• [The request]
Pick out every line with the word "this" and copy it.
___ Listing
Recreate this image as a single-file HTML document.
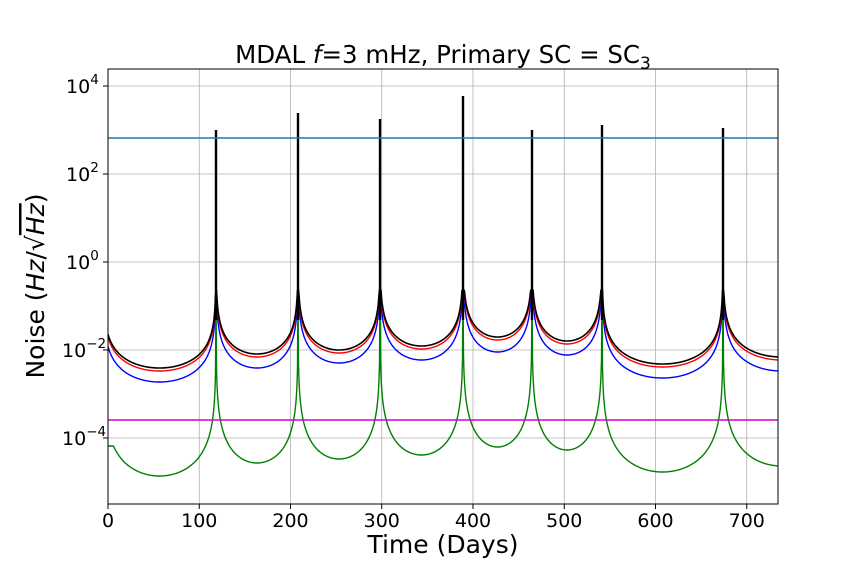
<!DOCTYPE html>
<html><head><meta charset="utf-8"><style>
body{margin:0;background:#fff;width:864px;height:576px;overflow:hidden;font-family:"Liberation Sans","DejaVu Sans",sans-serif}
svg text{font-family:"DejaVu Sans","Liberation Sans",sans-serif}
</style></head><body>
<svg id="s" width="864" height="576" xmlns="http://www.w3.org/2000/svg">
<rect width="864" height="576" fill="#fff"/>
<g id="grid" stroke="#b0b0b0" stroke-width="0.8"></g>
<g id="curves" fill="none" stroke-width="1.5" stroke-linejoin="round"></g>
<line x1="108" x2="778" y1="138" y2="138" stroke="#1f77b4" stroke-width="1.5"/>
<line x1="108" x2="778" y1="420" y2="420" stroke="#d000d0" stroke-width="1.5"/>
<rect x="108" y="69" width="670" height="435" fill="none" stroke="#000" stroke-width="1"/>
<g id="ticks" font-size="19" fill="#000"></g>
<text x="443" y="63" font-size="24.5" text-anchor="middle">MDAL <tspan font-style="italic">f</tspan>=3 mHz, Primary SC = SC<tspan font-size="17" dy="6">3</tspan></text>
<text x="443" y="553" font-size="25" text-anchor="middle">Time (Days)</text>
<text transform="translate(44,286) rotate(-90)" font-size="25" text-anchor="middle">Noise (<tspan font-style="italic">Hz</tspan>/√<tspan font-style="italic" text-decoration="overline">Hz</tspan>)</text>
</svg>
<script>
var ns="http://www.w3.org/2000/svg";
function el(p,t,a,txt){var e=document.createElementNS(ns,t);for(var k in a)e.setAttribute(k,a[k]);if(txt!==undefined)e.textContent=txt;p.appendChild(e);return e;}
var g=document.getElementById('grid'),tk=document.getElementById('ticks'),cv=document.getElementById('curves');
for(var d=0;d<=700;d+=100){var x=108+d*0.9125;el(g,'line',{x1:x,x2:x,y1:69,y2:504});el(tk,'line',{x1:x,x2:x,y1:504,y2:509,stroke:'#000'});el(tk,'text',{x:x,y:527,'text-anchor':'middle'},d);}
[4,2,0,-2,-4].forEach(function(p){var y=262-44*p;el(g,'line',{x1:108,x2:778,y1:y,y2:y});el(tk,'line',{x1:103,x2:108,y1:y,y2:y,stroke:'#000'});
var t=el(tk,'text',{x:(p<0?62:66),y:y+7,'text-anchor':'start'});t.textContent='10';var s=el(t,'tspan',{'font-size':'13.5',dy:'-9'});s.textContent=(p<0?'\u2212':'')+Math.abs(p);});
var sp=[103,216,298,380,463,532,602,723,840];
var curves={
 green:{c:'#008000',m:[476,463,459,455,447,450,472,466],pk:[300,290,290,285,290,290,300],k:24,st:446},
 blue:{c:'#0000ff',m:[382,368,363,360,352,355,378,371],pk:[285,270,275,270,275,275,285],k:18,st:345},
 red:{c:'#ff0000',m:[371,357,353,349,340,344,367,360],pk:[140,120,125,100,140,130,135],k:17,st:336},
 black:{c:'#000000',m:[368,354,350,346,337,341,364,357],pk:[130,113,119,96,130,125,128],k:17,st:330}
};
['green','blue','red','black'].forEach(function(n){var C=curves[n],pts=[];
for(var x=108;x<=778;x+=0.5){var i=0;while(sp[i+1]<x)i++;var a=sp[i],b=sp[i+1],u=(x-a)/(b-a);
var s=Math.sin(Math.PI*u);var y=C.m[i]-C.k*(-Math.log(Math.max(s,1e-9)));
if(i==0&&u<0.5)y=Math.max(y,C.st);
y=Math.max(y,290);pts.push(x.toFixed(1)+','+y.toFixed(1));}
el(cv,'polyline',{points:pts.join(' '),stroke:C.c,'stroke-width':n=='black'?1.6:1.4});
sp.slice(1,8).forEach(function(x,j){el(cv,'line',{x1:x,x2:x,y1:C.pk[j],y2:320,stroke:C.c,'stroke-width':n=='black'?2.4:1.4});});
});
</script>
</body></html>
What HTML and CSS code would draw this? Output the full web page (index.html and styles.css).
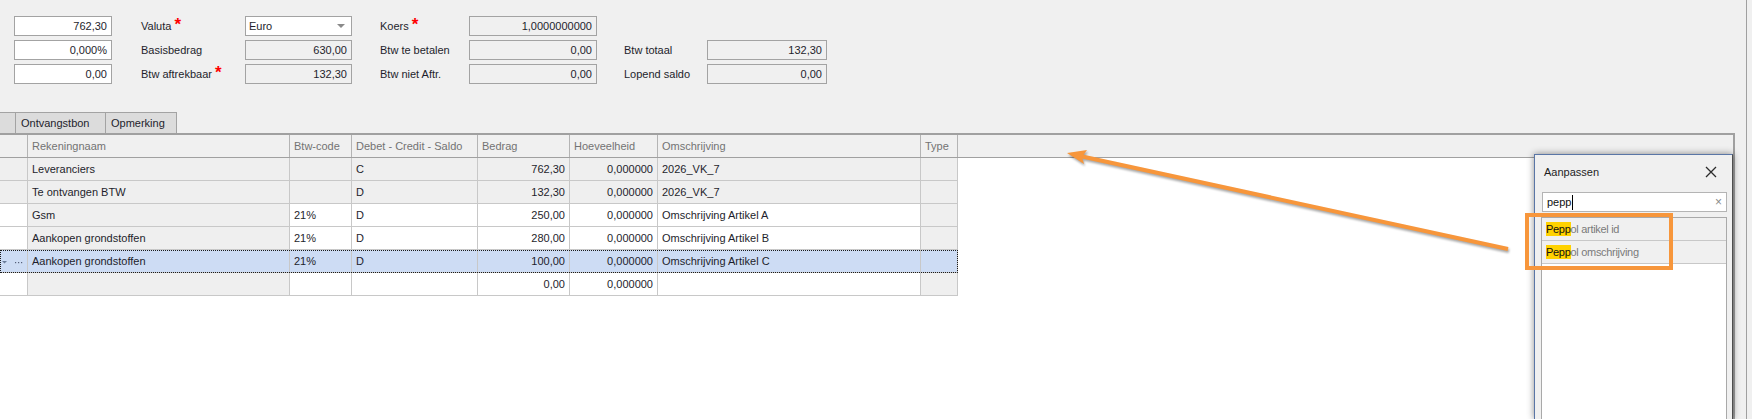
______
• [Task response]
Recreate this image as a single-file HTML document.
What HTML and CSS code would draw this? Output the full web page (index.html and styles.css).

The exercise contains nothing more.